Reproduce each line of the material precisely.
-- START Dataset excerpt --
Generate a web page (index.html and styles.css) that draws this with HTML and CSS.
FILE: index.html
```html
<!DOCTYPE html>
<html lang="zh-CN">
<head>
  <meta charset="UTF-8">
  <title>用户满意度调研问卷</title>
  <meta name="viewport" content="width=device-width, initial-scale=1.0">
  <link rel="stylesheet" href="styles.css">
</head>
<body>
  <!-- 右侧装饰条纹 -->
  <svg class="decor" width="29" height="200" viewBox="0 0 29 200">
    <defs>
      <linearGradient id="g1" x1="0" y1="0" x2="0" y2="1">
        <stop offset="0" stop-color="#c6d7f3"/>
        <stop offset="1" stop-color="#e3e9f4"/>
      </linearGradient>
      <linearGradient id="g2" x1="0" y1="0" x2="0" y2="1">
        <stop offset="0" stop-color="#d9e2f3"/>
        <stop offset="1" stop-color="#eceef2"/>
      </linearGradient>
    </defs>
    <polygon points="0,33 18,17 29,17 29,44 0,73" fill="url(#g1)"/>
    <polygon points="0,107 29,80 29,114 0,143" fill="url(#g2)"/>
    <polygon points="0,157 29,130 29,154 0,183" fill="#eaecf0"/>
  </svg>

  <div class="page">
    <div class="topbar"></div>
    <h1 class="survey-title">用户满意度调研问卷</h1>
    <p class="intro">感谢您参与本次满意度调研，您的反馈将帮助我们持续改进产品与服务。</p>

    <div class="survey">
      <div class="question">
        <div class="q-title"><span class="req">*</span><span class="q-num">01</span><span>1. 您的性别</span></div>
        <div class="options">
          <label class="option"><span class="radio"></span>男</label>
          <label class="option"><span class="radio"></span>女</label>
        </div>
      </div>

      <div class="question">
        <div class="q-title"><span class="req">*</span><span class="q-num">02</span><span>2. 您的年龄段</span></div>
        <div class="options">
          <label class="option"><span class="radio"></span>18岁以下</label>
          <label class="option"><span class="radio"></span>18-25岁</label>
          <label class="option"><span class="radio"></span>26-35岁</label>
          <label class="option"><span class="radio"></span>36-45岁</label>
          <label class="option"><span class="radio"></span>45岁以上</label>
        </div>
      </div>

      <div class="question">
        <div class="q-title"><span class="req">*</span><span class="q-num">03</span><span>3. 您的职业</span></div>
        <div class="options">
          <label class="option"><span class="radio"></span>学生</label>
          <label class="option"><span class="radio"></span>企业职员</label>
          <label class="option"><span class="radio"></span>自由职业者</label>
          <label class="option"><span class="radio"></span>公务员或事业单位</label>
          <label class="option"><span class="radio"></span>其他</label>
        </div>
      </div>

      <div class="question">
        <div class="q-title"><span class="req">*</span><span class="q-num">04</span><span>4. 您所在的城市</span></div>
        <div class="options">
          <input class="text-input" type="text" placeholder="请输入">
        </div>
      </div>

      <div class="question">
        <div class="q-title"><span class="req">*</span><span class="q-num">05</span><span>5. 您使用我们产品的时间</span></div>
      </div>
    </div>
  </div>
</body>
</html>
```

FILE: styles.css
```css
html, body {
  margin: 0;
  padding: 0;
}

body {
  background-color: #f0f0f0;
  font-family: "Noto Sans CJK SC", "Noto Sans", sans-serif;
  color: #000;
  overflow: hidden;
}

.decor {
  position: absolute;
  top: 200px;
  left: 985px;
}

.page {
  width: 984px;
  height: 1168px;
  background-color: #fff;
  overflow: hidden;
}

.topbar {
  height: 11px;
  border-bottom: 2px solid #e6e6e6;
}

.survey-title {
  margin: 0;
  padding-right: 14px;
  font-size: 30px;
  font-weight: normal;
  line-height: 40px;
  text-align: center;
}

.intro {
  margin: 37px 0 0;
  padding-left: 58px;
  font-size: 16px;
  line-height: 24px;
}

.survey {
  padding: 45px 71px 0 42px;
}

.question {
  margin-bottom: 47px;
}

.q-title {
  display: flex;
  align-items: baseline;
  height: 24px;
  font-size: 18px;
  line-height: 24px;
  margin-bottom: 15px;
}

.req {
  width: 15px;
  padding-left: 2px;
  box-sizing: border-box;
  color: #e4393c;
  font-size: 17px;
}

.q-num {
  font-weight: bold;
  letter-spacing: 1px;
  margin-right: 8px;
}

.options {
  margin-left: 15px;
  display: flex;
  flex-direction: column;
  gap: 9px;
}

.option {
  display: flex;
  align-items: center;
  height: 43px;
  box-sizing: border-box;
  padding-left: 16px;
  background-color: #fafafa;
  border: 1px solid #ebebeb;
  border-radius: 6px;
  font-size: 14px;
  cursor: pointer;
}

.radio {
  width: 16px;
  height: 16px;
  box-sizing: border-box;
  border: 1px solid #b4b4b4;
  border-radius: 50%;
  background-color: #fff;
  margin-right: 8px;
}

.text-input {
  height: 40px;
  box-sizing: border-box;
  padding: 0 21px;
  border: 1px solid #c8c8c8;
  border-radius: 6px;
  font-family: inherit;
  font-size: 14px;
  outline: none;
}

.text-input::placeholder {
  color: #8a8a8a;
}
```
-- END Dataset excerpt --
• Final result:
Generate a web page (index.html and styles.css) that draws this with HTML and CSS.
FILE: index.html
```html
<!DOCTYPE html>
<html lang="zh-CN">
<head>
  <meta charset="UTF-8">
  <title>用户满意度调研问卷</title>
  <meta name="viewport" content="width=device-width, initial-scale=1.0">
  <link rel="stylesheet" href="styles.css">
</head>
<body>
  <!-- 右侧装饰条纹 -->
  <svg class="decor" width="29" height="200" viewBox="0 0 29 200">
    <defs>
      <linearGradient id="g1" x1="0" y1="0" x2="0" y2="1">
        <stop offset="0" stop-color="#c6d7f3"/>
        <stop offset="1" stop-color="#e3e9f4"/>
      </linearGradient>
      <linearGradient id="g2" x1="0" y1="0" x2="0" y2="1">
        <stop offset="0" stop-color="#d9e2f3"/>
        <stop offset="1" stop-color="#eceef2"/>
      </linearGradient>
    </defs>
    <polygon points="0,33 18,17 29,17 29,44 0,73" fill="url(#g1)"/>
    <polygon points="0,107 29,80 29,114 0,143" fill="url(#g2)"/>
    <polygon points="0,157 29,130 29,154 0,183" fill="#eaecf0"/>
  </svg>

  <div class="page">
    <div class="topbar"></div>
    <h1 class="survey-title">用户满意度调研问卷</h1>
    <p class="intro">感谢您参与本次满意度调研，您的反馈将帮助我们持续改进产品与服务。</p>

    <div class="survey">
      <div class="question">
        <div class="q-title"><span class="req">*</span><span class="q-num">01</span><span>1. 您的性别</span></div>
        <div class="options">
          <label class="option"><span class="radio"></span>男</label>
          <label class="option"><span class="radio"></span>女</label>
        </div>
      </div>

      <div class="question">
        <div class="q-title"><span class="req">*</span><span class="q-num">02</span><span>2. 您的年龄段</span></div>
        <div class="options">
          <label class="option"><span class="radio"></span>18岁以下</label>
          <label class="option"><span class="radio"></span>18-25岁</label>
          <label class="option"><span class="radio"></span>26-35岁</label>
          <label class="option"><span class="radio"></span>36-45岁</label>
          <label class="option"><span class="radio"></span>45岁以上</label>
        </div>
      </div>

      <div class="question">
        <div class="q-title"><span class="req">*</span><span class="q-num">03</span><span>3. 您的职业</span></div>
        <div class="options">
          <label class="option"><span class="radio"></span>学生</label>
          <label class="option"><span class="radio"></span>企业职员</label>
          <label class="option"><span class="radio"></span>自由职业者</label>
          <label class="option"><span class="radio"></span>公务员或事业单位</label>
          <label class="option"><span class="radio"></span>其他</label>
        </div>
      </div>

      <div class="question">
        <div class="q-title"><span class="req">*</span><span class="q-num">04</span><span>4. 您所在的城市</span></div>
        <div class="options">
          <input class="text-input" type="text" placeholder="请输入">
        </div>
      </div>

      <div class="question">
        <div class="q-title"><span class="req">*</span><span class="q-num">05</span><span>5. 您使用我们产品的时间</span></div>
      </div>
    </div>
  </div>
</body>
</html>
```

FILE: styles.css
```css
html, body {
  margin: 0;
  padding: 0;
}

body {
  background-color: #f0f0f0;
  font-family: "Noto Sans CJK SC", "Noto Sans", sans-serif;
  color: #000;
  overflow: hidden;
}

.decor {
  position: absolute;
  top: 200px;
  left: 985px;
}

.page {
  width: 984px;
  height: 1168px;
  background-color: #fff;
  overflow: hidden;
}

.topbar {
  height: 11px;
  border-bottom: 2px solid #e6e6e6;
}

.survey-title {
  margin: 0;
  padding-right: 14px;
  font-size: 30px;
  font-weight: normal;
  line-height: 40px;
  text-align: center;
}

.intro {
  margin: 37px 0 0;
  padding-left: 58px;
  font-size: 16px;
  line-height: 24px;
}

.survey {
  padding: 45px 71px 0 42px;
}

.question {
  margin-bottom: 47px;
}

.q-title {
  display: flex;
  align-items: baseline;
  height: 24px;
  font-size: 18px;
  line-height: 24px;
  margin-bottom: 15px;
}

.req {
  width: 15px;
  padding-left: 2px;
  box-sizing: border-box;
  color: #e4393c;
  font-size: 17px;
}

.q-num {
  font-weight: bold;
  letter-spacing: 1px;
  margin-right: 8px;
}

.options {
  margin-left: 15px;
  display: flex;
  flex-direction: column;
  gap: 9px;
}

.option {
  display: flex;
  align-items: center;
  height: 43px;
  box-sizing: border-box;
  padding-left: 16px;
  background-color: #fafafa;
  border: 1px solid #ebebeb;
  border-radius: 6px;
  font-size: 14px;
  cursor: pointer;
}

.radio {
  width: 16px;
  height: 16px;
  box-sizing: border-box;
  border: 1px solid #b4b4b4;
  border-radius: 50%;
  background-color: #fff;
  margin-right: 8px;
}

.text-input {
  height: 40px;
  box-sizing: border-box;
  padding: 0 21px;
  border: 1px solid #c8c8c8;
  border-radius: 6px;
  font-family: inherit;
  font-size: 14px;
  outline: none;
}

.text-input::placeholder {
  color: #8a8a8a;
}
```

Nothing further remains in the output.